*What is being asked*. Please transcribe the listing below in full and word for word, without its pictures.

*Given material*.
---

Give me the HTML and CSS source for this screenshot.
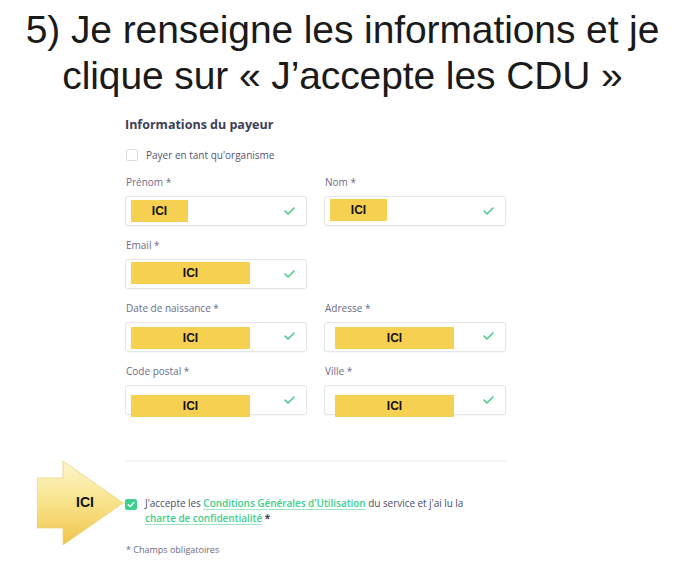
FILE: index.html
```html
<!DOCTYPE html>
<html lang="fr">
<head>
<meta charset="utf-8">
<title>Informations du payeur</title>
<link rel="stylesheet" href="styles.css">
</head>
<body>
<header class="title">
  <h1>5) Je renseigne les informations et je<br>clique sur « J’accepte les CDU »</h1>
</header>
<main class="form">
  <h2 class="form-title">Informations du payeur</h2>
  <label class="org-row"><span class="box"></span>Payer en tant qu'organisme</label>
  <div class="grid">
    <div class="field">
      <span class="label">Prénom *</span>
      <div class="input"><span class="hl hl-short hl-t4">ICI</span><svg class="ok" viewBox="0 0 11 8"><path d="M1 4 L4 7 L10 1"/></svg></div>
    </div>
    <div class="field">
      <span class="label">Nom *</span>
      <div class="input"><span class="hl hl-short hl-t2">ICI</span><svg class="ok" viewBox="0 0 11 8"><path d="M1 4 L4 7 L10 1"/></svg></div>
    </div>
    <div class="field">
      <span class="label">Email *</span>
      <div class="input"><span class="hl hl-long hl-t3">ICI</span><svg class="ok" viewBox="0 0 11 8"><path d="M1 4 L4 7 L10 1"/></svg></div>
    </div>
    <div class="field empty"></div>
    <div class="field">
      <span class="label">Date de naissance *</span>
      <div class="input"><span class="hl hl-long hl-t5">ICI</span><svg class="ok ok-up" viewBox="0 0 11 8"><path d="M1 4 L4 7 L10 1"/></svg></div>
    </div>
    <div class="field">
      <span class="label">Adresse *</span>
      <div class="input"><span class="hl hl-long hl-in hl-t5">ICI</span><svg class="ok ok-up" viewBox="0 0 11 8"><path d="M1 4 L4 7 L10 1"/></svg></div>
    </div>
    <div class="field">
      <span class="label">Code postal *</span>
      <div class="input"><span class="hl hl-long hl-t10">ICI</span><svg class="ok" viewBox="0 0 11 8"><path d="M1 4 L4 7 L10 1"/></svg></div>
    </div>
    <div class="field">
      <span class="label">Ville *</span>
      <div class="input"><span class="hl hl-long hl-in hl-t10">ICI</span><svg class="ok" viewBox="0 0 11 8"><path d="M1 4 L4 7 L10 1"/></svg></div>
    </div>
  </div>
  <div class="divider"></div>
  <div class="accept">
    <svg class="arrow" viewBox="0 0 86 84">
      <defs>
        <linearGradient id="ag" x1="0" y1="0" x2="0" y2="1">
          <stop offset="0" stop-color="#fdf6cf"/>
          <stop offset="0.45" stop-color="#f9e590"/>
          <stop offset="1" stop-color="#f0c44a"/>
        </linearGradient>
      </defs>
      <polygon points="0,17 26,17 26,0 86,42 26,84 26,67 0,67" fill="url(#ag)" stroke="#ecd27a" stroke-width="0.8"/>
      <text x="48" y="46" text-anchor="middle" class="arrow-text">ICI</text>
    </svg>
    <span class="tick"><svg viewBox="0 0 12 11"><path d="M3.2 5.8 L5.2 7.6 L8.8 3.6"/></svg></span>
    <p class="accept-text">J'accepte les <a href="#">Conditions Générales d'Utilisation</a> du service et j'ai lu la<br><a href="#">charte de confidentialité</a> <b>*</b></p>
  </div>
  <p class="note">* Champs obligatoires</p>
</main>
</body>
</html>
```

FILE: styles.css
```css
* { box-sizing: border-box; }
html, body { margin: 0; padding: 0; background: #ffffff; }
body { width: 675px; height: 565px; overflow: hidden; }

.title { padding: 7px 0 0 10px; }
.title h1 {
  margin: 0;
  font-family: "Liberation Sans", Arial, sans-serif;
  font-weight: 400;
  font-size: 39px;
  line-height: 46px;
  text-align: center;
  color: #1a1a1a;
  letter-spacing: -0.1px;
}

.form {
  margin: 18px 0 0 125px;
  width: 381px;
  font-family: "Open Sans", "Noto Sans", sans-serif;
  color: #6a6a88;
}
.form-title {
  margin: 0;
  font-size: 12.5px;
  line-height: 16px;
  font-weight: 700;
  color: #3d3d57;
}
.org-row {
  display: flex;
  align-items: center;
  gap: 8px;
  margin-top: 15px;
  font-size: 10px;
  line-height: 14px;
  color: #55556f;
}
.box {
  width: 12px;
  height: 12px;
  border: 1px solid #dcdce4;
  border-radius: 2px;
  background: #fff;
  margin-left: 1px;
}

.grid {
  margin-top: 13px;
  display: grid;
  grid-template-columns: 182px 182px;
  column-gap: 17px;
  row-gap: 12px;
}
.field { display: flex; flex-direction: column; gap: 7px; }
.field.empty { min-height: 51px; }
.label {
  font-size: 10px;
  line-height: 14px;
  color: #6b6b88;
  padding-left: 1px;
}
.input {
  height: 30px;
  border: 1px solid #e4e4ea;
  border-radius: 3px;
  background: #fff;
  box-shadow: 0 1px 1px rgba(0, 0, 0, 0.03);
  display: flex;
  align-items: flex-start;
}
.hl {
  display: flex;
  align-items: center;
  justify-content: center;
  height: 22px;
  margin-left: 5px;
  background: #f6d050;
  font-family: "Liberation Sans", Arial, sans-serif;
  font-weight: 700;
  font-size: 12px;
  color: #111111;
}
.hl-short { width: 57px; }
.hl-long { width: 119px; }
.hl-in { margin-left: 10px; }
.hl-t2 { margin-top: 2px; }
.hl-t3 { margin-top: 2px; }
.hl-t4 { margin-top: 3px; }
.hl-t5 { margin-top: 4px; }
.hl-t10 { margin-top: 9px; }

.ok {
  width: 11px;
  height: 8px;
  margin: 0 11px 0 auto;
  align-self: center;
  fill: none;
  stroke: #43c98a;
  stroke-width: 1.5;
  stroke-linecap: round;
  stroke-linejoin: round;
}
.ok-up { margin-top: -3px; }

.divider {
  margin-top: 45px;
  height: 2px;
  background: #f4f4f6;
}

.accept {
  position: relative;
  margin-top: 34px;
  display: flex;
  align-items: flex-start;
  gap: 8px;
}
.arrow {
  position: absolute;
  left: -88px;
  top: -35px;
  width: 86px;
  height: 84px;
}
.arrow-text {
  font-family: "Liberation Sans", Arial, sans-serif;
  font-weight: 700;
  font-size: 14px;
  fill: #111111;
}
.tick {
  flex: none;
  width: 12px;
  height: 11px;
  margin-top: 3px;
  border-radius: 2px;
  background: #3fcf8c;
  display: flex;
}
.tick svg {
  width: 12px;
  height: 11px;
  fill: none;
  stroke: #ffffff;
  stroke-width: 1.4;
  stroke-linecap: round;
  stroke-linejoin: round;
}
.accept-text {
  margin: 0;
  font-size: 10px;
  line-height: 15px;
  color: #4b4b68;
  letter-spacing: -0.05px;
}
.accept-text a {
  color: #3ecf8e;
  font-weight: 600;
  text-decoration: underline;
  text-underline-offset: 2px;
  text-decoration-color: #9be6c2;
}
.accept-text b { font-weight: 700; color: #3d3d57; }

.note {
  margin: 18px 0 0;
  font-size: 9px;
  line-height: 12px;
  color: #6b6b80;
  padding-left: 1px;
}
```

---

*Result of the exercise*.
Give me the HTML and CSS source for this screenshot.
FILE: index.html
```html
<!DOCTYPE html>
<html lang="fr">
<head>
<meta charset="utf-8">
<title>Informations du payeur</title>
<link rel="stylesheet" href="styles.css">
</head>
<body>
<header class="title">
  <h1>5) Je renseigne les informations et je<br>clique sur « J’accepte les CDU »</h1>
</header>
<main class="form">
  <h2 class="form-title">Informations du payeur</h2>
  <label class="org-row"><span class="box"></span>Payer en tant qu'organisme</label>
  <div class="grid">
    <div class="field">
      <span class="label">Prénom *</span>
      <div class="input"><span class="hl hl-short hl-t4">ICI</span><svg class="ok" viewBox="0 0 11 8"><path d="M1 4 L4 7 L10 1"/></svg></div>
    </div>
    <div class="field">
      <span class="label">Nom *</span>
      <div class="input"><span class="hl hl-short hl-t2">ICI</span><svg class="ok" viewBox="0 0 11 8"><path d="M1 4 L4 7 L10 1"/></svg></div>
    </div>
    <div class="field">
      <span class="label">Email *</span>
      <div class="input"><span class="hl hl-long hl-t3">ICI</span><svg class="ok" viewBox="0 0 11 8"><path d="M1 4 L4 7 L10 1"/></svg></div>
    </div>
    <div class="field empty"></div>
    <div class="field">
      <span class="label">Date de naissance *</span>
      <div class="input"><span class="hl hl-long hl-t5">ICI</span><svg class="ok ok-up" viewBox="0 0 11 8"><path d="M1 4 L4 7 L10 1"/></svg></div>
    </div>
    <div class="field">
      <span class="label">Adresse *</span>
      <div class="input"><span class="hl hl-long hl-in hl-t5">ICI</span><svg class="ok ok-up" viewBox="0 0 11 8"><path d="M1 4 L4 7 L10 1"/></svg></div>
    </div>
    <div class="field">
      <span class="label">Code postal *</span>
      <div class="input"><span class="hl hl-long hl-t10">ICI</span><svg class="ok" viewBox="0 0 11 8"><path d="M1 4 L4 7 L10 1"/></svg></div>
    </div>
    <div class="field">
      <span class="label">Ville *</span>
      <div class="input"><span class="hl hl-long hl-in hl-t10">ICI</span><svg class="ok" viewBox="0 0 11 8"><path d="M1 4 L4 7 L10 1"/></svg></div>
    </div>
  </div>
  <div class="divider"></div>
  <div class="accept">
    <svg class="arrow" viewBox="0 0 86 84">
      <defs>
        <linearGradient id="ag" x1="0" y1="0" x2="0" y2="1">
          <stop offset="0" stop-color="#fdf6cf"/>
          <stop offset="0.45" stop-color="#f9e590"/>
          <stop offset="1" stop-color="#f0c44a"/>
        </linearGradient>
      </defs>
      <polygon points="0,17 26,17 26,0 86,42 26,84 26,67 0,67" fill="url(#ag)" stroke="#ecd27a" stroke-width="0.8"/>
      <text x="48" y="46" text-anchor="middle" class="arrow-text">ICI</text>
    </svg>
    <span class="tick"><svg viewBox="0 0 12 11"><path d="M3.2 5.8 L5.2 7.6 L8.8 3.6"/></svg></span>
    <p class="accept-text">J'accepte les <a href="#">Conditions Générales d'Utilisation</a> du service et j'ai lu la<br><a href="#">charte de confidentialité</a> <b>*</b></p>
  </div>
  <p class="note">* Champs obligatoires</p>
</main>
</body>
</html>
```

FILE: styles.css
```css
* { box-sizing: border-box; }
html, body { margin: 0; padding: 0; background: #ffffff; }
body { width: 675px; height: 565px; overflow: hidden; }

.title { padding: 7px 0 0 10px; }
.title h1 {
  margin: 0;
  font-family: "Liberation Sans", Arial, sans-serif;
  font-weight: 400;
  font-size: 39px;
  line-height: 46px;
  text-align: center;
  color: #1a1a1a;
  letter-spacing: -0.1px;
}

.form {
  margin: 18px 0 0 125px;
  width: 381px;
  font-family: "Open Sans", "Noto Sans", sans-serif;
  color: #6a6a88;
}
.form-title {
  margin: 0;
  font-size: 12.5px;
  line-height: 16px;
  font-weight: 700;
  color: #3d3d57;
}
.org-row {
  display: flex;
  align-items: center;
  gap: 8px;
  margin-top: 15px;
  font-size: 10px;
  line-height: 14px;
  color: #55556f;
}
.box {
  width: 12px;
  height: 12px;
  border: 1px solid #dcdce4;
  border-radius: 2px;
  background: #fff;
  margin-left: 1px;
}

.grid {
  margin-top: 13px;
  display: grid;
  grid-template-columns: 182px 182px;
  column-gap: 17px;
  row-gap: 12px;
}
.field { display: flex; flex-direction: column; gap: 7px; }
.field.empty { min-height: 51px; }
.label {
  font-size: 10px;
  line-height: 14px;
  color: #6b6b88;
  padding-left: 1px;
}
.input {
  height: 30px;
  border: 1px solid #e4e4ea;
  border-radius: 3px;
  background: #fff;
  box-shadow: 0 1px 1px rgba(0, 0, 0, 0.03);
  display: flex;
  align-items: flex-start;
}
.hl {
  display: flex;
  align-items: center;
  justify-content: center;
  height: 22px;
  margin-left: 5px;
  background: #f6d050;
  font-family: "Liberation Sans", Arial, sans-serif;
  font-weight: 700;
  font-size: 12px;
  color: #111111;
}
.hl-short { width: 57px; }
.hl-long { width: 119px; }
.hl-in { margin-left: 10px; }
.hl-t2 { margin-top: 2px; }
.hl-t3 { margin-top: 2px; }
.hl-t4 { margin-top: 3px; }
.hl-t5 { margin-top: 4px; }
.hl-t10 { margin-top: 9px; }

.ok {
  width: 11px;
  height: 8px;
  margin: 0 11px 0 auto;
  align-self: center;
  fill: none;
  stroke: #43c98a;
  stroke-width: 1.5;
  stroke-linecap: round;
  stroke-linejoin: round;
}
.ok-up { margin-top: -3px; }

.divider {
  margin-top: 45px;
  height: 2px;
  background: #f4f4f6;
}

.accept {
  position: relative;
  margin-top: 34px;
  display: flex;
  align-items: flex-start;
  gap: 8px;
}
.arrow {
  position: absolute;
  left: -88px;
  top: -35px;
  width: 86px;
  height: 84px;
}
.arrow-text {
  font-family: "Liberation Sans", Arial, sans-serif;
  font-weight: 700;
  font-size: 14px;
  fill: #111111;
}
.tick {
  flex: none;
  width: 12px;
  height: 11px;
  margin-top: 3px;
  border-radius: 2px;
  background: #3fcf8c;
  display: flex;
}
.tick svg {
  width: 12px;
  height: 11px;
  fill: none;
  stroke: #ffffff;
  stroke-width: 1.4;
  stroke-linecap: round;
  stroke-linejoin: round;
}
.accept-text {
  margin: 0;
  font-size: 10px;
  line-height: 15px;
  color: #4b4b68;
  letter-spacing: -0.05px;
}
.accept-text a {
  color: #3ecf8e;
  font-weight: 600;
  text-decoration: underline;
  text-underline-offset: 2px;
  text-decoration-color: #9be6c2;
}
.accept-text b { font-weight: 700; color: #3d3d57; }

.note {
  margin: 18px 0 0;
  font-size: 9px;
  line-height: 12px;
  color: #6b6b80;
  padding-left: 1px;
}
```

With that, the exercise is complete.